---- INFORMATION SUPPLIED

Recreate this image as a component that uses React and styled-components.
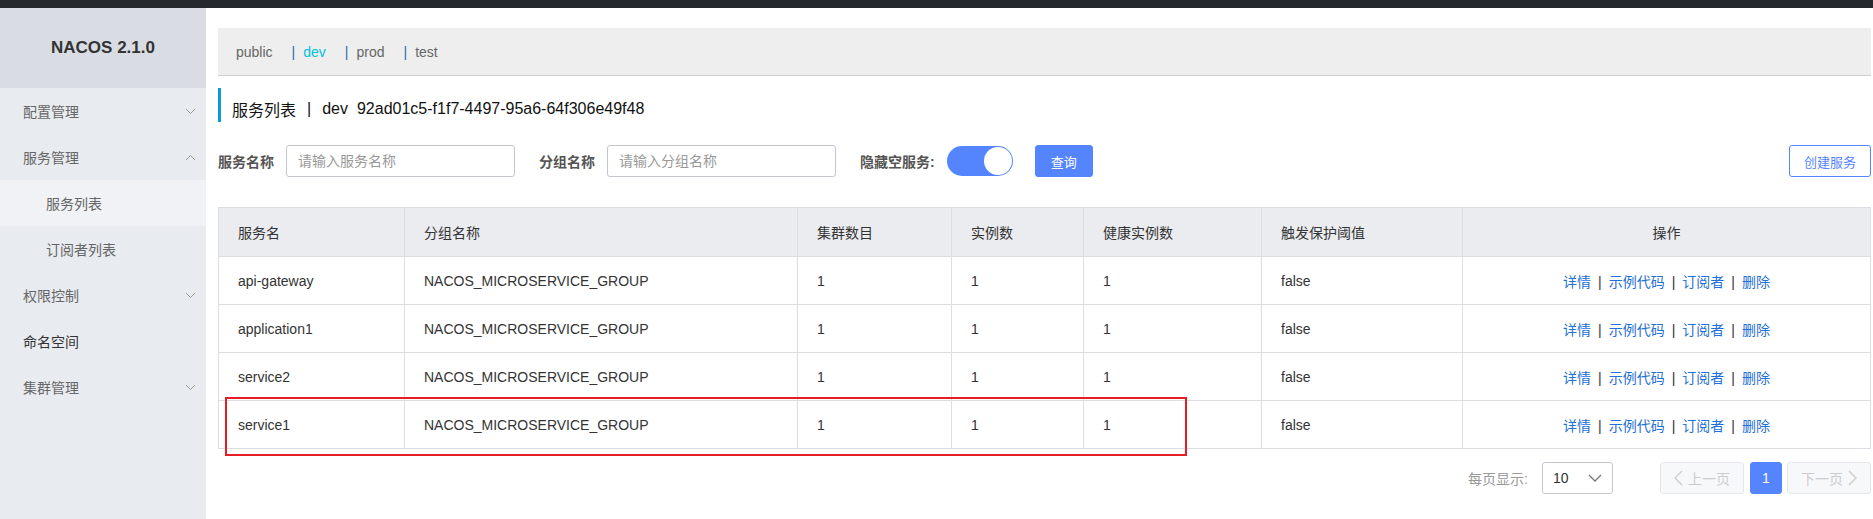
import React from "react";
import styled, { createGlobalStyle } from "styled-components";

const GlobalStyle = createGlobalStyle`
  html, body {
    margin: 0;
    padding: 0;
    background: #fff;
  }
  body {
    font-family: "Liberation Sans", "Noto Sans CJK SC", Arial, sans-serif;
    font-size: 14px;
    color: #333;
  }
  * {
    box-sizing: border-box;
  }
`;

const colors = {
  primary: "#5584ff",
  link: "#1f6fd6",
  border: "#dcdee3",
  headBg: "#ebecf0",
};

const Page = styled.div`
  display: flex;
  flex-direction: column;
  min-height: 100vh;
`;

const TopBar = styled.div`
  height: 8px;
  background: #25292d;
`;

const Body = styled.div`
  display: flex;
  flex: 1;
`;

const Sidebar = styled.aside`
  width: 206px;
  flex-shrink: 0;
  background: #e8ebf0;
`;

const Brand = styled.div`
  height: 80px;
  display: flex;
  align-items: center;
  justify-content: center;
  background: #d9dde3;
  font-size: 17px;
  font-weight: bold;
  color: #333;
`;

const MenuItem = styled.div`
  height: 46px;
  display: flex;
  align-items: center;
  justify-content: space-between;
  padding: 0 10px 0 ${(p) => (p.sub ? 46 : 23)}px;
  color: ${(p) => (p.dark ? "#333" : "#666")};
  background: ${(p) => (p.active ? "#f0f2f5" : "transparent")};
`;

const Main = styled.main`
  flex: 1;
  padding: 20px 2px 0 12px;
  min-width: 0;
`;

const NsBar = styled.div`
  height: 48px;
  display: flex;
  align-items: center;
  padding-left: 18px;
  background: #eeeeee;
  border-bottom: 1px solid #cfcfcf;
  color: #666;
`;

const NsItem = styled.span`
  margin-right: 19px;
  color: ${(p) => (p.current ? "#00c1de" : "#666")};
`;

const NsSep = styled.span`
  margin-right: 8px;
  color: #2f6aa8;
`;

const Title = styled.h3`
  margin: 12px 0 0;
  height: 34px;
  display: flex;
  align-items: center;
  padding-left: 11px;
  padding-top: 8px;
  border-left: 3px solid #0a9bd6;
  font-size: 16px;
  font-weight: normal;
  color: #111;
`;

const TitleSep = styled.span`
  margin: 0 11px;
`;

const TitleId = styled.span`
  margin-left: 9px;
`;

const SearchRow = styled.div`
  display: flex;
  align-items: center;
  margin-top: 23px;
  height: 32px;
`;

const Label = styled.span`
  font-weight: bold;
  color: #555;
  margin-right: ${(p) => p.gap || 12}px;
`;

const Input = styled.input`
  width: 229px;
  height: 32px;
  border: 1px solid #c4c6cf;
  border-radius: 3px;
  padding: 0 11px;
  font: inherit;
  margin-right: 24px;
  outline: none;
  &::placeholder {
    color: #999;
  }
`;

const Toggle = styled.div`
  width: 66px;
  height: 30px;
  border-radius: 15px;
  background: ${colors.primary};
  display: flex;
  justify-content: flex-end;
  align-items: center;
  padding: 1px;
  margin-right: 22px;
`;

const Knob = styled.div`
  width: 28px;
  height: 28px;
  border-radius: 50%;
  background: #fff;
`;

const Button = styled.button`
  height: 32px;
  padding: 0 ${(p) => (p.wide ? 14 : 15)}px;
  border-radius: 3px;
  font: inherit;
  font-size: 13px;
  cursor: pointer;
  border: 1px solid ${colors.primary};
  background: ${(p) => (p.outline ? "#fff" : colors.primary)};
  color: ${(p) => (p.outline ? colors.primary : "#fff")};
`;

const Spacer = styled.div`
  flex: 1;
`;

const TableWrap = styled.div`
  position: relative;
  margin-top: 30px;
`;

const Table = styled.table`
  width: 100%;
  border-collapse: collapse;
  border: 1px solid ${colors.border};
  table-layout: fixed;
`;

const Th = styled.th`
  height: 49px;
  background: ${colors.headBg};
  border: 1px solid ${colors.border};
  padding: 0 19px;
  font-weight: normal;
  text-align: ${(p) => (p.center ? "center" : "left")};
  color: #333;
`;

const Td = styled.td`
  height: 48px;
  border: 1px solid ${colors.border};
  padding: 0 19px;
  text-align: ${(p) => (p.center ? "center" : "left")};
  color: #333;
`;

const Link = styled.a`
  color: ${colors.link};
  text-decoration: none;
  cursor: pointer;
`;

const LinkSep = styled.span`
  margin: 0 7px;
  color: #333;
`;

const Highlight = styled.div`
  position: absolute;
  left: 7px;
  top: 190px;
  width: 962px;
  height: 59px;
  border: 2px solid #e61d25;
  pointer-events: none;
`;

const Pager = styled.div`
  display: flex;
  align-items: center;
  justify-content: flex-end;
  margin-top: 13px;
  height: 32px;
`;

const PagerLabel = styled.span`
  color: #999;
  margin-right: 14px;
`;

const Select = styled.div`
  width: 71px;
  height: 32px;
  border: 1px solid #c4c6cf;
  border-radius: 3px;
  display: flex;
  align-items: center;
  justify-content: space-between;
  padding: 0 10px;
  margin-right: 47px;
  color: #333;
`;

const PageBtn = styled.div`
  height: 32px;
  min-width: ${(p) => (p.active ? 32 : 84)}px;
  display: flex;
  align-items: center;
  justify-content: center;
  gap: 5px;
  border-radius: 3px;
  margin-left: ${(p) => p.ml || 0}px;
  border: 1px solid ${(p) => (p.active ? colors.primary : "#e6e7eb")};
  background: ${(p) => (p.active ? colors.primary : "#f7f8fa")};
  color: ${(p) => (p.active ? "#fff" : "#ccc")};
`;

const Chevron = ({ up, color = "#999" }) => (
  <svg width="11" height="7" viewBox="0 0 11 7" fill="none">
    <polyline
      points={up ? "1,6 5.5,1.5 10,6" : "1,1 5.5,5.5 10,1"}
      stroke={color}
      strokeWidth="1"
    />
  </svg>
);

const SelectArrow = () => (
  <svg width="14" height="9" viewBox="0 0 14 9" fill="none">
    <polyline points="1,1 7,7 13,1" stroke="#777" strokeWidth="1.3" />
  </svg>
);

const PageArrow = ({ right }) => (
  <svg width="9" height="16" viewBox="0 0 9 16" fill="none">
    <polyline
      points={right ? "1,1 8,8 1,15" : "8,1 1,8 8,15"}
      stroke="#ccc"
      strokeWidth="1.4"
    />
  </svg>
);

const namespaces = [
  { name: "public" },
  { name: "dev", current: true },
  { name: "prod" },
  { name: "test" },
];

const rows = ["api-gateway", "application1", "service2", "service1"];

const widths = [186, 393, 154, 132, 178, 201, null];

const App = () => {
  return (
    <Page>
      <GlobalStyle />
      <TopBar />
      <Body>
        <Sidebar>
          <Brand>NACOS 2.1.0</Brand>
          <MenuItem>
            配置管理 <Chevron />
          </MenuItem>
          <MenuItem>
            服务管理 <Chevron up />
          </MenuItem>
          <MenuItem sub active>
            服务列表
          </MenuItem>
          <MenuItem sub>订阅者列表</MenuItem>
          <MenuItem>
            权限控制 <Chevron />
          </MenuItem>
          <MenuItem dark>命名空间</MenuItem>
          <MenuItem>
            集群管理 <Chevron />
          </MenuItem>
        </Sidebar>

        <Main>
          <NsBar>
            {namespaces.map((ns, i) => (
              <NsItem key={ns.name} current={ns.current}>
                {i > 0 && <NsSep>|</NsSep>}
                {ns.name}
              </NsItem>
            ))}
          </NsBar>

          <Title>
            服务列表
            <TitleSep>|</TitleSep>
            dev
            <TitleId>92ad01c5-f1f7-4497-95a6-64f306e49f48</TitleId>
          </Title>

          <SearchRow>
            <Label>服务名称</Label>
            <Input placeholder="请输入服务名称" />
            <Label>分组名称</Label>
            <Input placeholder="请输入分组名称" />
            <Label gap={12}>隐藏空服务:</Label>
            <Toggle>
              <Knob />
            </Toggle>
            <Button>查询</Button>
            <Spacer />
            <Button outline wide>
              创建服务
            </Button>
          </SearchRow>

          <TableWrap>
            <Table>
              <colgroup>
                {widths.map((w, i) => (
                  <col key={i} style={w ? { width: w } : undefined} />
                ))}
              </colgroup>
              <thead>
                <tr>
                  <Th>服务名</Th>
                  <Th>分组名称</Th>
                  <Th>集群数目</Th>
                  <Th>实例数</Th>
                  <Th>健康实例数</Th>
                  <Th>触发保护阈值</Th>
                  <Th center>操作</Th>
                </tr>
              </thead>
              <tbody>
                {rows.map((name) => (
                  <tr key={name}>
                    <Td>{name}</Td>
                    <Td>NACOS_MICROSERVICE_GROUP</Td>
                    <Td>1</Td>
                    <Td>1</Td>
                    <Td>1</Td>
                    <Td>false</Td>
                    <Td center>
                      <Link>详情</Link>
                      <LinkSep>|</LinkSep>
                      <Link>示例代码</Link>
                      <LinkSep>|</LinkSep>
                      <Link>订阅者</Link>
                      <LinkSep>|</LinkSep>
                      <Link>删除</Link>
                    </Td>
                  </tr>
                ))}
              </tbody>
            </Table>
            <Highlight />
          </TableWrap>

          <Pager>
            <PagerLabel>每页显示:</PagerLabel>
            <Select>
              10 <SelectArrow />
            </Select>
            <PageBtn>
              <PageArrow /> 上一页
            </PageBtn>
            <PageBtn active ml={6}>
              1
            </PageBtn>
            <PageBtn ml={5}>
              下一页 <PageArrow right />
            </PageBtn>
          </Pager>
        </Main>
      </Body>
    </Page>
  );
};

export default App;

--------

▶ [CHALLENGE]: Return every line containing "components".

▶ [WRITTEN REPLY]:
Recreate this image as a component that uses React and styled-components.
import styled, { createGlobalStyle } from "styled-components";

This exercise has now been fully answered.